═════ Provided data ═════
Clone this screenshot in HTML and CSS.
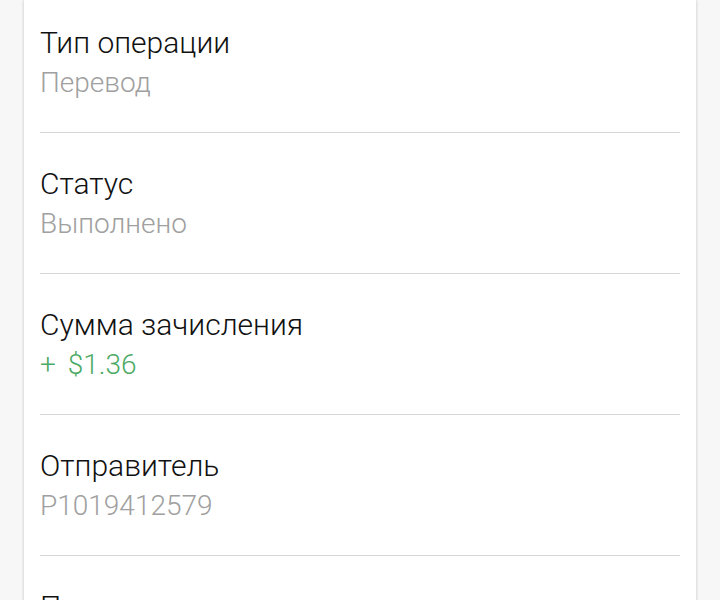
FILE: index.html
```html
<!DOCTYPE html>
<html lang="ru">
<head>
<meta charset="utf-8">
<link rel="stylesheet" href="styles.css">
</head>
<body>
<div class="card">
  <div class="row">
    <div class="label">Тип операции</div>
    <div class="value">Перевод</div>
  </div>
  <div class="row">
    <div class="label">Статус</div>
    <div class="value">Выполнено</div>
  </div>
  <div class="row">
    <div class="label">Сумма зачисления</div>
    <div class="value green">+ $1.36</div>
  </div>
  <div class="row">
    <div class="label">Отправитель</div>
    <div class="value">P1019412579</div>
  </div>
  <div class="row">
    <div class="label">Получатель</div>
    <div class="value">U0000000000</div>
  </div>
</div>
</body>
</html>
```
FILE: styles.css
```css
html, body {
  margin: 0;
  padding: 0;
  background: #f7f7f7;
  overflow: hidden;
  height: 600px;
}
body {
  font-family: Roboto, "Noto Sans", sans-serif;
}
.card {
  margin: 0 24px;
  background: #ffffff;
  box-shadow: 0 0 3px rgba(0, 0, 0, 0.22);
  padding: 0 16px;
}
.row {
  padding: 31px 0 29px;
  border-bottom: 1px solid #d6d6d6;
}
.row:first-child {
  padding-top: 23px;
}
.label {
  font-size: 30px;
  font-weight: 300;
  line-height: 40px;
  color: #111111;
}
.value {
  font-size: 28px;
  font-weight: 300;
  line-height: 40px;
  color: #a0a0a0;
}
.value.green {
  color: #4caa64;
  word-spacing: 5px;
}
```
═════
═════ Provided data ═════
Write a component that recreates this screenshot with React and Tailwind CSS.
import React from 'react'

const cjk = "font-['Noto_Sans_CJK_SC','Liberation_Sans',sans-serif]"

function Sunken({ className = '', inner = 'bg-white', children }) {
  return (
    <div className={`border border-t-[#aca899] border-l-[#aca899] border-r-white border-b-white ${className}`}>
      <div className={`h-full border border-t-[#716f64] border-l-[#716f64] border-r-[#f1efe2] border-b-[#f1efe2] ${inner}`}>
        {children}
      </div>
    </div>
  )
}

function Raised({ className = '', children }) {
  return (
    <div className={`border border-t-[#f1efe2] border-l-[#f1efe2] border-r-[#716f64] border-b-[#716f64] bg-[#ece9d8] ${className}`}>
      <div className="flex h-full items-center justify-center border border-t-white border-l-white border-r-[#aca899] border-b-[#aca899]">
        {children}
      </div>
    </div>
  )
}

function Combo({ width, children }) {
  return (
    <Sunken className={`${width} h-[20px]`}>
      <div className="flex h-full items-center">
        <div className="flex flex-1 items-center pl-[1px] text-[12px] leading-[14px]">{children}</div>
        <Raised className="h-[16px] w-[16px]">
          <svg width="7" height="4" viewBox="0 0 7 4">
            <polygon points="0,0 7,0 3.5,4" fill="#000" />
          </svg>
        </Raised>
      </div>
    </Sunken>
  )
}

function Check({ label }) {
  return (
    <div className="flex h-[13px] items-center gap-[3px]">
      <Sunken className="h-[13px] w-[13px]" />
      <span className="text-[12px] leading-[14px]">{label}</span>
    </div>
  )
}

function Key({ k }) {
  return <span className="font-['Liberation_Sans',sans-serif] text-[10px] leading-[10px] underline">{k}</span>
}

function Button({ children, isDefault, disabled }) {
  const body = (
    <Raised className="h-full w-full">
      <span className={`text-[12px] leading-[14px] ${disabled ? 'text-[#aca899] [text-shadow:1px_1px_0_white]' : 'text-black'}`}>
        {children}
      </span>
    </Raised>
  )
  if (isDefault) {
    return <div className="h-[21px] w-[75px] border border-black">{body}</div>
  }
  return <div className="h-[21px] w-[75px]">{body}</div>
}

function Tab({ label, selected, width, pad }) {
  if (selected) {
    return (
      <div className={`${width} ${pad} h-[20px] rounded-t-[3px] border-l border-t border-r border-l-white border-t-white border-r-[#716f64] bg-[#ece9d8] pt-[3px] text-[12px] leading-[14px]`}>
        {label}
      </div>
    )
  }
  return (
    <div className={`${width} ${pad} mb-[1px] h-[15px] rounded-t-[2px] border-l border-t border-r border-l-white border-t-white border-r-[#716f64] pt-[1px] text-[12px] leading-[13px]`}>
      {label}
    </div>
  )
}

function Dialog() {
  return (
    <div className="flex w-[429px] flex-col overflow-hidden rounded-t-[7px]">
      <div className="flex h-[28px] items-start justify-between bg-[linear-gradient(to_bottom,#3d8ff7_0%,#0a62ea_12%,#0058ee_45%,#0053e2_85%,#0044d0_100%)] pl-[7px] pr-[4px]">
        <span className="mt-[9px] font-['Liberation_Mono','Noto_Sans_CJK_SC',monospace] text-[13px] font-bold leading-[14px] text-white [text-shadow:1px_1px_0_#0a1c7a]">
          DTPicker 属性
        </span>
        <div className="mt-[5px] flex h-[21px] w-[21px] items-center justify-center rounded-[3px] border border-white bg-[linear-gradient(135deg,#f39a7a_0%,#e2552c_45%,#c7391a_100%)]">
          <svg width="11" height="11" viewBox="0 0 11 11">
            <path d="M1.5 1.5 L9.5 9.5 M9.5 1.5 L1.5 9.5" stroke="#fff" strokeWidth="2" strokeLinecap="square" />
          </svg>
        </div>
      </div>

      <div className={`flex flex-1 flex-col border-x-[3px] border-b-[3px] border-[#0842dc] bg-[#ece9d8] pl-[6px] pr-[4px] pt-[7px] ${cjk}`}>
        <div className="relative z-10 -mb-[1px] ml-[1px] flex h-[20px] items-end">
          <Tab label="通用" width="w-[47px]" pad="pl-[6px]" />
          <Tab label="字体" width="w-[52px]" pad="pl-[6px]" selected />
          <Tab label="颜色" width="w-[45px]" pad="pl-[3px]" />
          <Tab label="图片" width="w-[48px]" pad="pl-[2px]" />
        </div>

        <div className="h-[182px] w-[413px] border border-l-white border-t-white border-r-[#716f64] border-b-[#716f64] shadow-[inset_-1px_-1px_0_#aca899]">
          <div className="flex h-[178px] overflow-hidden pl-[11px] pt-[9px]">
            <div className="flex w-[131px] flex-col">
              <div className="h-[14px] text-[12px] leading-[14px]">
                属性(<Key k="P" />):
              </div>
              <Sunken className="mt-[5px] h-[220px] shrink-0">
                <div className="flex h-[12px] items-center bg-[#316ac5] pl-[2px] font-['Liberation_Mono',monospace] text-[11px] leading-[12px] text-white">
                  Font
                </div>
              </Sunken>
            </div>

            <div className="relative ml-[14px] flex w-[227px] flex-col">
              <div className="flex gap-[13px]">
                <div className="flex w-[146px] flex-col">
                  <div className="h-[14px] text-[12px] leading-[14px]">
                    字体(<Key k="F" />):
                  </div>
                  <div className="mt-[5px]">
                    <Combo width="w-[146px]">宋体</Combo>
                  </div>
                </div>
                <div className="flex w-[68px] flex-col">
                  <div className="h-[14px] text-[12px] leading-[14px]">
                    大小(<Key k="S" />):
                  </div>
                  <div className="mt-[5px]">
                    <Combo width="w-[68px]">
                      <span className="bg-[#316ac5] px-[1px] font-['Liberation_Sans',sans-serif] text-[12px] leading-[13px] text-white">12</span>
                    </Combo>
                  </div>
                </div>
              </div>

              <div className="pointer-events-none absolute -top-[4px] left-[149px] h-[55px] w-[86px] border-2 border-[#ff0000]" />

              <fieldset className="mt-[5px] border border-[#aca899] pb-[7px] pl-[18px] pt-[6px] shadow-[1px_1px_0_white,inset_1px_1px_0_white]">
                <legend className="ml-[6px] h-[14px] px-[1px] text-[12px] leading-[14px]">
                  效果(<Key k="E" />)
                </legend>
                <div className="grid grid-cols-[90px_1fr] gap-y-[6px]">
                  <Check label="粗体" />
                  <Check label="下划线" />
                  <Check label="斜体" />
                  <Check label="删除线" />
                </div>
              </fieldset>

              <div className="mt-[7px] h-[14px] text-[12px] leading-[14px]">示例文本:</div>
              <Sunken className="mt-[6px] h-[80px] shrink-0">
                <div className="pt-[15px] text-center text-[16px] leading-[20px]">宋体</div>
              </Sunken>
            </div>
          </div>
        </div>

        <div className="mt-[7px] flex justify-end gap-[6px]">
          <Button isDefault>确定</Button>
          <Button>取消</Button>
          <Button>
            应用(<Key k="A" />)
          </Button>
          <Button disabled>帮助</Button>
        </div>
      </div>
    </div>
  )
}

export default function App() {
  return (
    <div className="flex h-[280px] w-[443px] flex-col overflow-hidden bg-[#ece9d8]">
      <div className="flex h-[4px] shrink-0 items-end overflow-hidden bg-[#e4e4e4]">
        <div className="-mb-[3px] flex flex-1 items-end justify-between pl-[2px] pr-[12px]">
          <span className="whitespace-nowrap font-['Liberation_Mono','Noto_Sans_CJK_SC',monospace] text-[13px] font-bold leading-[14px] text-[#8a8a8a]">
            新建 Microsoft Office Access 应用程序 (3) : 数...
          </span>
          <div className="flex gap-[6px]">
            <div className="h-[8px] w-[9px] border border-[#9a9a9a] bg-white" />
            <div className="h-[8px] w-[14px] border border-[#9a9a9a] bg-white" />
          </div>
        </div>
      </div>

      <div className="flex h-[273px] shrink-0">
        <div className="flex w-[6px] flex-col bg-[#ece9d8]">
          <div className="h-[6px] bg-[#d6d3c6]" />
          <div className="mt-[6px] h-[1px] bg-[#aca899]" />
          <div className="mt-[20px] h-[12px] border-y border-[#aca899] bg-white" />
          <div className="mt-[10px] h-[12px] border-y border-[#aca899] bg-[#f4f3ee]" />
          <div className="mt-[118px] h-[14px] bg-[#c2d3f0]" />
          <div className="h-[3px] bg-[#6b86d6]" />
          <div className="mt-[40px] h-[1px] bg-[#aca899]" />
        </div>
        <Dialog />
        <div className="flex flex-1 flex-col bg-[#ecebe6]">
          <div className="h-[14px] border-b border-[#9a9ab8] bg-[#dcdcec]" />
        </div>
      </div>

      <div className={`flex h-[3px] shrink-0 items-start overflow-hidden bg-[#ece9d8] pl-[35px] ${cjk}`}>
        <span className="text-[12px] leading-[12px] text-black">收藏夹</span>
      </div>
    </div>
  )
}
═════
Pick out the lines that contain "this" and copy them.

Clone this screenshot in HTML and CSS.
Write a component that recreates this screenshot with React and Tailwind CSS.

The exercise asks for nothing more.